## SOURCE DATA
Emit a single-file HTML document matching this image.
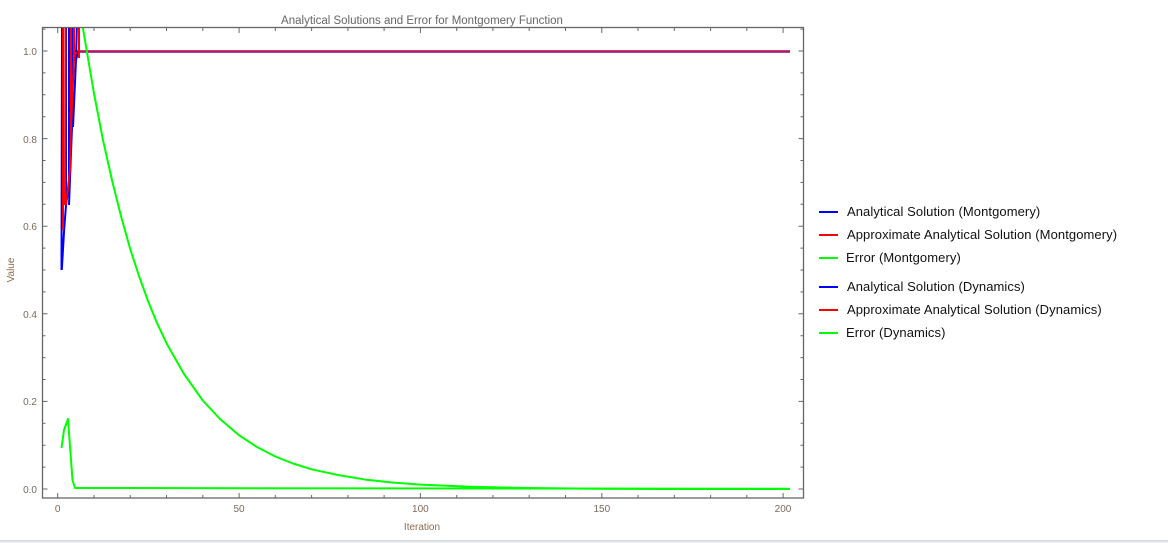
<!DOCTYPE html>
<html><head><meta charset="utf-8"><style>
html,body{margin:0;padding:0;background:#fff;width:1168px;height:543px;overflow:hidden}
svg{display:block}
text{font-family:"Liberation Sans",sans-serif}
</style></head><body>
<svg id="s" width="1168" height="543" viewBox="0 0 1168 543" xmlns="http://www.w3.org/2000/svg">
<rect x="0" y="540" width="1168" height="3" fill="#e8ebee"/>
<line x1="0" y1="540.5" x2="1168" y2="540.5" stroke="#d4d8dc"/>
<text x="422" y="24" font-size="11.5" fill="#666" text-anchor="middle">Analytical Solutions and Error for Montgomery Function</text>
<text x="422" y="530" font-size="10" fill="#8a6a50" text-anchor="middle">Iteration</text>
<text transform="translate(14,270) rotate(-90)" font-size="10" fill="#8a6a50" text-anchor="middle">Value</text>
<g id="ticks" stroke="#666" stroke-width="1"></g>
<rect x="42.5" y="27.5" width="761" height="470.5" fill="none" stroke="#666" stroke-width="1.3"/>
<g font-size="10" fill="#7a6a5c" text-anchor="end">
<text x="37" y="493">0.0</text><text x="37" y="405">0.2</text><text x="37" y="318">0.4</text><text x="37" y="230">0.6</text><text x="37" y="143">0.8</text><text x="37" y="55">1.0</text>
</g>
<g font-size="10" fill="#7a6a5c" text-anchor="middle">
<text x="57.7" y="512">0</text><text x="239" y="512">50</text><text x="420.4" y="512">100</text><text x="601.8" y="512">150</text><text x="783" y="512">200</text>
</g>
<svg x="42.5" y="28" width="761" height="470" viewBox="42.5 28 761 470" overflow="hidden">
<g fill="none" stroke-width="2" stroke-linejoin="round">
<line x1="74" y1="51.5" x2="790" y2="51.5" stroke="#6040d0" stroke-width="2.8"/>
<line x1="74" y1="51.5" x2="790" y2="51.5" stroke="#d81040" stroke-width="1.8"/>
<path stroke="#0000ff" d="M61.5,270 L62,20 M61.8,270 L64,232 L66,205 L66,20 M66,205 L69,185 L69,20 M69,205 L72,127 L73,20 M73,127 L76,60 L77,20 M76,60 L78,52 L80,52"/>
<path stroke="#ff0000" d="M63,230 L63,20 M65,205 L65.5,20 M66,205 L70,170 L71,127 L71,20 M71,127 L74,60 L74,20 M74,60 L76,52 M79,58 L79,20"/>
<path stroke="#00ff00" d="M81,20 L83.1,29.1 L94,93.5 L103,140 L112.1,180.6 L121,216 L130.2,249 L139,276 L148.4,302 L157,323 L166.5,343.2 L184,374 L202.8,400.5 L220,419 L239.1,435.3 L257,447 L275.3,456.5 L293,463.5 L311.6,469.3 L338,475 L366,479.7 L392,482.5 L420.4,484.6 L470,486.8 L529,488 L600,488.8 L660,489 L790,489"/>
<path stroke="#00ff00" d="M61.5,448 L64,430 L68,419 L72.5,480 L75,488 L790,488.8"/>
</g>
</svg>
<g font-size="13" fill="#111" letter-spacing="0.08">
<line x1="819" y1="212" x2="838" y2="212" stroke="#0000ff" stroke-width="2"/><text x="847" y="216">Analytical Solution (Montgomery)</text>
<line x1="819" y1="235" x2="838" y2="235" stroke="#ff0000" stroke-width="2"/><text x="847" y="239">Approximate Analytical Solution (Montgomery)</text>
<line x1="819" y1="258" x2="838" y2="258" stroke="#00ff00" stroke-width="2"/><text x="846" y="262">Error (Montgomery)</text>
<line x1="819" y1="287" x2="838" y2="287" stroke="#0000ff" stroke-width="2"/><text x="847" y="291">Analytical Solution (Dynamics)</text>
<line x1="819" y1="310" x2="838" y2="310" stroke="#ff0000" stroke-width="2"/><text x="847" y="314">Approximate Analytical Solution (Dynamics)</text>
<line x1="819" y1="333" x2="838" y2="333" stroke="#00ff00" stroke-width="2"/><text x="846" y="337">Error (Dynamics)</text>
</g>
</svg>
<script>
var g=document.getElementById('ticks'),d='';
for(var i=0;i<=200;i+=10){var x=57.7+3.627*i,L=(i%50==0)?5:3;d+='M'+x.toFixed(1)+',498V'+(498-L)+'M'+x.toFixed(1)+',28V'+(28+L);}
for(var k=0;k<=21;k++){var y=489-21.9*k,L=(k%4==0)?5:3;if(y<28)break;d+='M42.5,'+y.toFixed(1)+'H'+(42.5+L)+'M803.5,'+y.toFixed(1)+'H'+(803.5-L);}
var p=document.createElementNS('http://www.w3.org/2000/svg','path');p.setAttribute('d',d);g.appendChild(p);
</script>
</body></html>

## GIVEN INSTRUCTION
Using the data above, print every line exactly, omitting pictures.

## TASK SOLUTION
Emit a single-file HTML document matching this image.
<!DOCTYPE html>
<html><head><meta charset="utf-8"><style>
html,body{margin:0;padding:0;background:#fff;width:1168px;height:543px;overflow:hidden}
svg{display:block}
text{font-family:"Liberation Sans",sans-serif}
</style></head><body>
<svg id="s" width="1168" height="543" viewBox="0 0 1168 543" xmlns="http://www.w3.org/2000/svg">
<rect x="0" y="540" width="1168" height="3" fill="#e8ebee"/>
<line x1="0" y1="540.5" x2="1168" y2="540.5" stroke="#d4d8dc"/>
<text x="422" y="24" font-size="11.5" fill="#666" text-anchor="middle">Analytical Solutions and Error for Montgomery Function</text>
<text x="422" y="530" font-size="10" fill="#8a6a50" text-anchor="middle">Iteration</text>
<text transform="translate(14,270) rotate(-90)" font-size="10" fill="#8a6a50" text-anchor="middle">Value</text>
<g id="ticks" stroke="#666" stroke-width="1"></g>
<rect x="42.5" y="27.5" width="761" height="470.5" fill="none" stroke="#666" stroke-width="1.3"/>
<g font-size="10" fill="#7a6a5c" text-anchor="end">
<text x="37" y="493">0.0</text><text x="37" y="405">0.2</text><text x="37" y="318">0.4</text><text x="37" y="230">0.6</text><text x="37" y="143">0.8</text><text x="37" y="55">1.0</text>
</g>
<g font-size="10" fill="#7a6a5c" text-anchor="middle">
<text x="57.7" y="512">0</text><text x="239" y="512">50</text><text x="420.4" y="512">100</text><text x="601.8" y="512">150</text><text x="783" y="512">200</text>
</g>
<svg x="42.5" y="28" width="761" height="470" viewBox="42.5 28 761 470" overflow="hidden">
<g fill="none" stroke-width="2" stroke-linejoin="round">
<line x1="74" y1="51.5" x2="790" y2="51.5" stroke="#6040d0" stroke-width="2.8"/>
<line x1="74" y1="51.5" x2="790" y2="51.5" stroke="#d81040" stroke-width="1.8"/>
<path stroke="#0000ff" d="M61.5,270 L62,20 M61.8,270 L64,232 L66,205 L66,20 M66,205 L69,185 L69,20 M69,205 L72,127 L73,20 M73,127 L76,60 L77,20 M76,60 L78,52 L80,52"/>
<path stroke="#ff0000" d="M63,230 L63,20 M65,205 L65.5,20 M66,205 L70,170 L71,127 L71,20 M71,127 L74,60 L74,20 M74,60 L76,52 M79,58 L79,20"/>
<path stroke="#00ff00" d="M81,20 L83.1,29.1 L94,93.5 L103,140 L112.1,180.6 L121,216 L130.2,249 L139,276 L148.4,302 L157,323 L166.5,343.2 L184,374 L202.8,400.5 L220,419 L239.1,435.3 L257,447 L275.3,456.5 L293,463.5 L311.6,469.3 L338,475 L366,479.7 L392,482.5 L420.4,484.6 L470,486.8 L529,488 L600,488.8 L660,489 L790,489"/>
<path stroke="#00ff00" d="M61.5,448 L64,430 L68,419 L72.5,480 L75,488 L790,488.8"/>
</g>
</svg>
<g font-size="13" fill="#111" letter-spacing="0.08">
<line x1="819" y1="212" x2="838" y2="212" stroke="#0000ff" stroke-width="2"/><text x="847" y="216">Analytical Solution (Montgomery)</text>
<line x1="819" y1="235" x2="838" y2="235" stroke="#ff0000" stroke-width="2"/><text x="847" y="239">Approximate Analytical Solution (Montgomery)</text>
<line x1="819" y1="258" x2="838" y2="258" stroke="#00ff00" stroke-width="2"/><text x="846" y="262">Error (Montgomery)</text>
<line x1="819" y1="287" x2="838" y2="287" stroke="#0000ff" stroke-width="2"/><text x="847" y="291">Analytical Solution (Dynamics)</text>
<line x1="819" y1="310" x2="838" y2="310" stroke="#ff0000" stroke-width="2"/><text x="847" y="314">Approximate Analytical Solution (Dynamics)</text>
<line x1="819" y1="333" x2="838" y2="333" stroke="#00ff00" stroke-width="2"/><text x="846" y="337">Error (Dynamics)</text>
</g>
</svg>
<script>
var g=document.getElementById('ticks'),d='';
for(var i=0;i<=200;i+=10){var x=57.7+3.627*i,L=(i%50==0)?5:3;d+='M'+x.toFixed(1)+',498V'+(498-L)+'M'+x.toFixed(1)+',28V'+(28+L);}
for(var k=0;k<=21;k++){var y=489-21.9*k,L=(k%4==0)?5:3;if(y<28)break;d+='M42.5,'+y.toFixed(1)+'H'+(42.5+L)+'M803.5,'+y.toFixed(1)+'H'+(803.5-L);}
var p=document.createElementNS('http://www.w3.org/2000/svg','path');p.setAttribute('d',d);g.appendChild(p);
</script>
</body></html>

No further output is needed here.